Textures in the wardrobe and and on the props in the country house look weathered and realistic. Colors look good, but vague, because of the dark tone to the film. Red pops out, but other than that, the film has a decaying feel to it. There also seems to be a green tint to certain scenes in the film too. Black levels are mostly deep and inky and the skin tones are natural if not a tiny bit pale. There are some video noise issues, but there are no problems with any other compression issues to speak of. This is a solid video presentation.
This release comes with a lossless DTS-HD MA 5.1 mix and really gets to the meat and bone of this horror film. The sound effects of the killer dogs ripping flesh, howling, and growling are intense and loud. The directionality here is quite good and at times feel like these killer beasts are in your viewing room, surrounding you. Ambient noises of nature and other dogs sound good.
The score always adds to the suspense of the film without drowning out any other noise. The sub woofer does a good job here too, packing a punch in the heavier action beats. The dialogue is always crystal clear and easy to follow, without any pops, cracks, hiss, or high shrills, leaving this audio presentation with decent marks.
The Making of 'The Pack' (HD, 8 Mins.) - There are some cast and crew interviews and a lot of discussion of using the dogs and their training for the film.
Trailer (HD, 2 Mins.) - Trailer for the film.

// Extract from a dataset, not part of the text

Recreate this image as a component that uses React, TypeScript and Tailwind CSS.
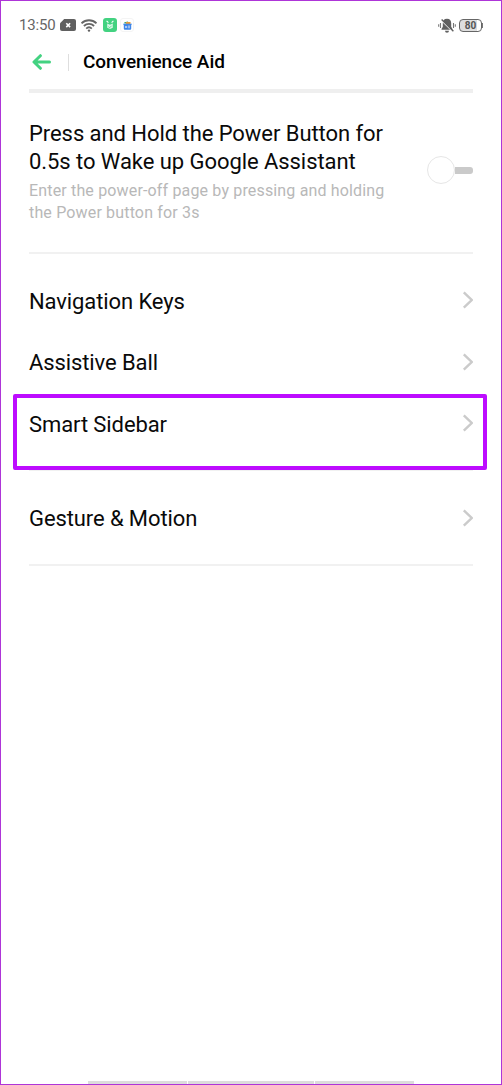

'The Pack' is a great first film from director Nick Robertson. The film packs suspense, thrills, and blood throughout and wastes no time on silly storylines. It's straight and to the point with the horror and seclusion of this family being hunted by killer dogs. It's very effective. The video and audio presentations are both good and the only real extra is fun to watch and mostly about the canine actors. Recommended.